━━ EXTRACTED INFORMATION

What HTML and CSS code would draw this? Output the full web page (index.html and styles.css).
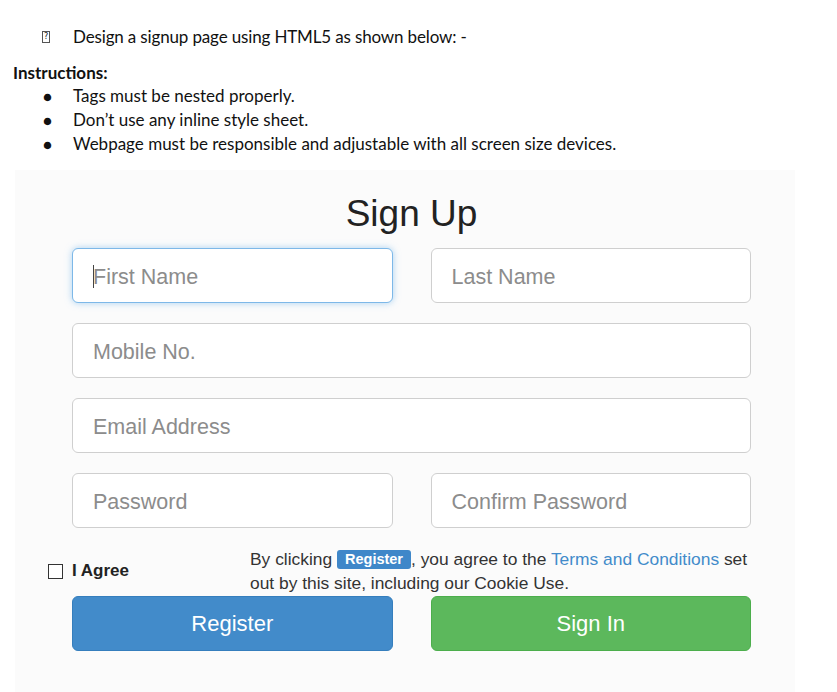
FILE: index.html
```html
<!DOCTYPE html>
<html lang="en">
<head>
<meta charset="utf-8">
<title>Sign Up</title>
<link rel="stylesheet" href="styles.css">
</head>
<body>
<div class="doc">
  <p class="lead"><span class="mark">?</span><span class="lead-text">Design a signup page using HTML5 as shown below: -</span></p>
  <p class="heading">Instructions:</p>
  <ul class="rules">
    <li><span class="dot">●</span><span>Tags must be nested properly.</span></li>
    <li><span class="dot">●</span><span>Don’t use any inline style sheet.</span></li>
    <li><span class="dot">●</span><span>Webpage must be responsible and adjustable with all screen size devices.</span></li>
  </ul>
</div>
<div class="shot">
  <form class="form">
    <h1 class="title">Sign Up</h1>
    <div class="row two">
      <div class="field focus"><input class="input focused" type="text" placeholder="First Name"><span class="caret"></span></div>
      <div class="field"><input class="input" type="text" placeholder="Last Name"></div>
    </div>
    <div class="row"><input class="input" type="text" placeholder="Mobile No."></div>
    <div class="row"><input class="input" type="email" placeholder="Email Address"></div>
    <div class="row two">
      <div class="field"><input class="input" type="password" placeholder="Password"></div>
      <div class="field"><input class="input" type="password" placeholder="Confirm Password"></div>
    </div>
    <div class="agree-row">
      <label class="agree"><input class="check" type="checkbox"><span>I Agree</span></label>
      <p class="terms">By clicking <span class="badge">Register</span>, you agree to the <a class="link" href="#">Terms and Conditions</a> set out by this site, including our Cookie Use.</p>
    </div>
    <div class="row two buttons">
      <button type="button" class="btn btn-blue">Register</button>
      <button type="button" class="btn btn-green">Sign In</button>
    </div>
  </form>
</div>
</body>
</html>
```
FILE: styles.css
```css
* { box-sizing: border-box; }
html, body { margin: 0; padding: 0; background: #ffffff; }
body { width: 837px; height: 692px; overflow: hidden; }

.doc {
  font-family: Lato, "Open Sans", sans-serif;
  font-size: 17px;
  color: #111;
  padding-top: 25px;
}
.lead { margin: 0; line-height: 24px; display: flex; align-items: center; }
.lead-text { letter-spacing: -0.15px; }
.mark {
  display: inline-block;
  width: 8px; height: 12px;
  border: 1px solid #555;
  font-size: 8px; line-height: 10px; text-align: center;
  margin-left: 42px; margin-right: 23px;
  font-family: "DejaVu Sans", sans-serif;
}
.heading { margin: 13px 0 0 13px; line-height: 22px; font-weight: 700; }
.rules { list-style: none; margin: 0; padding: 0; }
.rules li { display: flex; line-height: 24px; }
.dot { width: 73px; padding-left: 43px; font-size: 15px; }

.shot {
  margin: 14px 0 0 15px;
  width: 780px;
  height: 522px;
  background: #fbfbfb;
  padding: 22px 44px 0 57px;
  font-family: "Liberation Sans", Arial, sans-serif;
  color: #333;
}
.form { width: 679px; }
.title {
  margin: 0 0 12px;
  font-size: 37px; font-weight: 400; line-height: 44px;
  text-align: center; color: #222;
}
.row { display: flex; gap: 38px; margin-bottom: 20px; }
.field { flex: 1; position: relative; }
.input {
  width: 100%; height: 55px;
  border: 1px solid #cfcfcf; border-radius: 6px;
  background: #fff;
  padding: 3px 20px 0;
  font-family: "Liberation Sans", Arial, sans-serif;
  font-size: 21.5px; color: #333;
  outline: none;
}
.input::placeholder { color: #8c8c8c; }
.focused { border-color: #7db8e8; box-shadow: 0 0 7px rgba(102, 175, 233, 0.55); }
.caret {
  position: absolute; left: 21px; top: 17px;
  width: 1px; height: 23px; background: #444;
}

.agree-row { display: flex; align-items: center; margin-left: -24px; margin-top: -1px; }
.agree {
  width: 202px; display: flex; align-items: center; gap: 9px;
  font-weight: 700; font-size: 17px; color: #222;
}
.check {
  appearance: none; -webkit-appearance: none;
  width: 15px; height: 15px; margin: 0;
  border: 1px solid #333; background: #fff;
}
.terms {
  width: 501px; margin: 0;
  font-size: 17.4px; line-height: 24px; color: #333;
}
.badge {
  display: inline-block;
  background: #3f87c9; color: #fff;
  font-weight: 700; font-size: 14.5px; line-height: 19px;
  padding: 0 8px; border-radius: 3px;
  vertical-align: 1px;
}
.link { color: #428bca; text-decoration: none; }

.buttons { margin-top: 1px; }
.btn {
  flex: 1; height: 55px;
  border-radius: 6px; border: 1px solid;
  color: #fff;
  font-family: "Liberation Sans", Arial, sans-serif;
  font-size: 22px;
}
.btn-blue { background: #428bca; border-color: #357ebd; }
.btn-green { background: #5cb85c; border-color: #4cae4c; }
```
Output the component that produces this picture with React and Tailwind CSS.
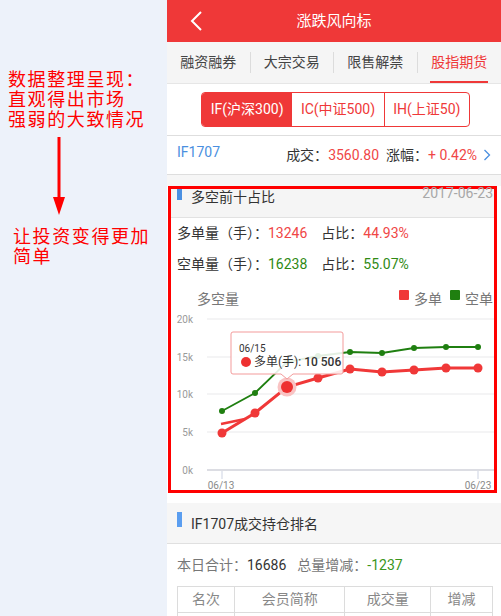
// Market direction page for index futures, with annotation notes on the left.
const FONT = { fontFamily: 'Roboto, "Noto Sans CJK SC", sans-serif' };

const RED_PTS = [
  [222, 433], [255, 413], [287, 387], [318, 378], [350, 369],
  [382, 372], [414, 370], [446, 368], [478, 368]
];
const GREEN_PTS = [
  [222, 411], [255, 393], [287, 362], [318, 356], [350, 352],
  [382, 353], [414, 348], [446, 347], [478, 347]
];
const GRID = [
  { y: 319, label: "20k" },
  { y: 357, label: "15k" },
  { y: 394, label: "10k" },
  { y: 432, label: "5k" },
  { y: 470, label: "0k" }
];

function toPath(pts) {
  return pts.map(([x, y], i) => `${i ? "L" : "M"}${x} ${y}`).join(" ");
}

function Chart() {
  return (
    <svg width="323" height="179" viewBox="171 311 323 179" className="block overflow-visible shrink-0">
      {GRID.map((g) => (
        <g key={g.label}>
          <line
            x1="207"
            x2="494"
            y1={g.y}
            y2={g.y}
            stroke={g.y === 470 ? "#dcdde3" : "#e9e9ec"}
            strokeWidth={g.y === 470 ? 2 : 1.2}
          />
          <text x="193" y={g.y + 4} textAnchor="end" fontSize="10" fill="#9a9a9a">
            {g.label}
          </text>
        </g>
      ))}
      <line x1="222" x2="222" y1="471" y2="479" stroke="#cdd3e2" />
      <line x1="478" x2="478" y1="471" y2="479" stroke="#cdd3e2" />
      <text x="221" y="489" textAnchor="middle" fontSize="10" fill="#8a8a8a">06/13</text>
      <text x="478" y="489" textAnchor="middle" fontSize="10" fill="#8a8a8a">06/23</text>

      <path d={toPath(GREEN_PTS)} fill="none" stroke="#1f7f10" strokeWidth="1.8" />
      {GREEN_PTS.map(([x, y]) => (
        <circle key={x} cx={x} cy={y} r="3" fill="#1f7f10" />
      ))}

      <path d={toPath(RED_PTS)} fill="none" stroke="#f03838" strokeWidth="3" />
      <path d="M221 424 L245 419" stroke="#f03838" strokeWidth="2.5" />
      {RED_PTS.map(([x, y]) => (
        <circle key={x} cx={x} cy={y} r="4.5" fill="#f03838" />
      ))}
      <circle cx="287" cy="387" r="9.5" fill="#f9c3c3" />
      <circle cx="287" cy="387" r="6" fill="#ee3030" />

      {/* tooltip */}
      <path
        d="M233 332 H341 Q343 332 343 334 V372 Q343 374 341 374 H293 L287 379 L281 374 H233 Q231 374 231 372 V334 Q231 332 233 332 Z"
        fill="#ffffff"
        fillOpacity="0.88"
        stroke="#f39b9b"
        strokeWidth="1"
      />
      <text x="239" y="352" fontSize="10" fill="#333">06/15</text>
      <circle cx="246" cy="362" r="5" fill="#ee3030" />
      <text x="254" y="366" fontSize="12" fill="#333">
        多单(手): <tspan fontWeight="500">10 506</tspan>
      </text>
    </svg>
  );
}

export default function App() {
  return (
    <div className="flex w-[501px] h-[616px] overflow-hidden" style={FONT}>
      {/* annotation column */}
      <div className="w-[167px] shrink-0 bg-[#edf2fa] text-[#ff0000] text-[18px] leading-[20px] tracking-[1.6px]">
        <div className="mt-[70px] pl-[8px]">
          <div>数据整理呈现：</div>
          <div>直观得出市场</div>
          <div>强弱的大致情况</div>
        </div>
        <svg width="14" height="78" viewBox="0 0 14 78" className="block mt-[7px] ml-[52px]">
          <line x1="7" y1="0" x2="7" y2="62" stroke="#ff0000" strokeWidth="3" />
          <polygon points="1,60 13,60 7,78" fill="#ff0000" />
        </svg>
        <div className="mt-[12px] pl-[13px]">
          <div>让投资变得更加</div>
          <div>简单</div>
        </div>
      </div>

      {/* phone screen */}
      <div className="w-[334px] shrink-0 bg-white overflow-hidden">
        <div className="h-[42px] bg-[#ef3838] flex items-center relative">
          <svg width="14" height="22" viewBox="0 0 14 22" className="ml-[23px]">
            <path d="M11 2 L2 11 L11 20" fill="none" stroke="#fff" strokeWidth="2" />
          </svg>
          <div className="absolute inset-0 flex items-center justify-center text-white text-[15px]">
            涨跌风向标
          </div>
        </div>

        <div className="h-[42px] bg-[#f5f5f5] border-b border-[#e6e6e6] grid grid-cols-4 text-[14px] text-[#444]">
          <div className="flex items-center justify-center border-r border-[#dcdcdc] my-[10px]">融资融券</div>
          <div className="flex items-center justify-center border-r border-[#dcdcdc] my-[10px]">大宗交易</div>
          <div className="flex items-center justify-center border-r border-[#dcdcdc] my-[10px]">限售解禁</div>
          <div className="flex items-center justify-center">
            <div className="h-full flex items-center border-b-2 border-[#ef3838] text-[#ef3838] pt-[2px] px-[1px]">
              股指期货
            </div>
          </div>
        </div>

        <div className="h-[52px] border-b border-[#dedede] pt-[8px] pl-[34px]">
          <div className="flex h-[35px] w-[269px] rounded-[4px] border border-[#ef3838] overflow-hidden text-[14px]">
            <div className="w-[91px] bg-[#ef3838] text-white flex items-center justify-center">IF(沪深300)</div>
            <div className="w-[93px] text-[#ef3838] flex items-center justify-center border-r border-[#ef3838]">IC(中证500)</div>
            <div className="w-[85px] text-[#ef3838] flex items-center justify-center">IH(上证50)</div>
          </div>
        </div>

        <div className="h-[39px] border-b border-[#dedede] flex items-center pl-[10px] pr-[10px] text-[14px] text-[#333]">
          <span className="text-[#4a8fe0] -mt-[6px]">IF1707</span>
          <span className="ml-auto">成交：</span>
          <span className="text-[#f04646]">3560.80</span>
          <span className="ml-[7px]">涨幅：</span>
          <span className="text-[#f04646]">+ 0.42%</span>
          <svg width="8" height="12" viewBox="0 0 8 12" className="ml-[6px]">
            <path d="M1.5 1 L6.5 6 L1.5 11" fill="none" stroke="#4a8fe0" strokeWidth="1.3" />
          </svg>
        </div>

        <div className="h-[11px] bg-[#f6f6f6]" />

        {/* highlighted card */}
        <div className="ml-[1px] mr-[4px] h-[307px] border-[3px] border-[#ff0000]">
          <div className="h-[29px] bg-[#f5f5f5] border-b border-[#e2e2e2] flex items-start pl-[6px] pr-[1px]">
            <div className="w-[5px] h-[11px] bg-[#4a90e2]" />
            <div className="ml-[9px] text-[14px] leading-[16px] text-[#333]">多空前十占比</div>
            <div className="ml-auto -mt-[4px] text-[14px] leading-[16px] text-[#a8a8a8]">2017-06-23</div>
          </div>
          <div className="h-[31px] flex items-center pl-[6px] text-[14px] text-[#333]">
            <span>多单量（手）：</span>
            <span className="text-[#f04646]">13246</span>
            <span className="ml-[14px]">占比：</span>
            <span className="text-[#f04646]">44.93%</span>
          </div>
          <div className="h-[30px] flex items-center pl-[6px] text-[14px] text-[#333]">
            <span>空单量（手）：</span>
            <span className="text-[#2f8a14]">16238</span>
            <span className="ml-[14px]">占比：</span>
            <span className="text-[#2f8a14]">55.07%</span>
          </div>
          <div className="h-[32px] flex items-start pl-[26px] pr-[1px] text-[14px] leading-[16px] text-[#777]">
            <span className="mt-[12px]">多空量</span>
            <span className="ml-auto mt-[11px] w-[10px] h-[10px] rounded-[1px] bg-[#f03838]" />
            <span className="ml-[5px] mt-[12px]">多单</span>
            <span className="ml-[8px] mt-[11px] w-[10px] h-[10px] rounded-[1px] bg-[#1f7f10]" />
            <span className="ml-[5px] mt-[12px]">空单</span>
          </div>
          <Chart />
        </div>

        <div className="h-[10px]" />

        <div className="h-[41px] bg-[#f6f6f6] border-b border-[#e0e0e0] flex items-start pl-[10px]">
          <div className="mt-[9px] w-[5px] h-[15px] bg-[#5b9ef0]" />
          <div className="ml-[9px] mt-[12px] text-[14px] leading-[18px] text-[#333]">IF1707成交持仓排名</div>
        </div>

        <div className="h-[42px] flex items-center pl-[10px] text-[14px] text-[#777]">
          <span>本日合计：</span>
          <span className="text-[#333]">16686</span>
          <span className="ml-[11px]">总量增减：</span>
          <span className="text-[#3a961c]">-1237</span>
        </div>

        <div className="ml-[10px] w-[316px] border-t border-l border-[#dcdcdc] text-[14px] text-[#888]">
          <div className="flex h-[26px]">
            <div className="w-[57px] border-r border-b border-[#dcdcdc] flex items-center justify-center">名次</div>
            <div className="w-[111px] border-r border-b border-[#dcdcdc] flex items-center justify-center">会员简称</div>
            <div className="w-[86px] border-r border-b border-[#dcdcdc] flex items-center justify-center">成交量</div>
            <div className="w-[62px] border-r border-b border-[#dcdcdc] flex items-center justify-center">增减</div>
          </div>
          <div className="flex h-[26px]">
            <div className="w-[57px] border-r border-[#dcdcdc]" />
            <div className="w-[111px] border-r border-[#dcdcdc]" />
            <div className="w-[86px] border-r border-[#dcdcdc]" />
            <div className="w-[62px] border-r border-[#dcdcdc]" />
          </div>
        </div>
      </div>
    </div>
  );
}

━━━━

◆ GOAL ◆
Copy every line of the listing that includes the string "styles".

◆ OUTPUT OF THE EXERCISE ◆
What HTML and CSS code would draw this? Output the full web page (index.html and styles.css).
<link rel="stylesheet" href="styles.css">
FILE: styles.css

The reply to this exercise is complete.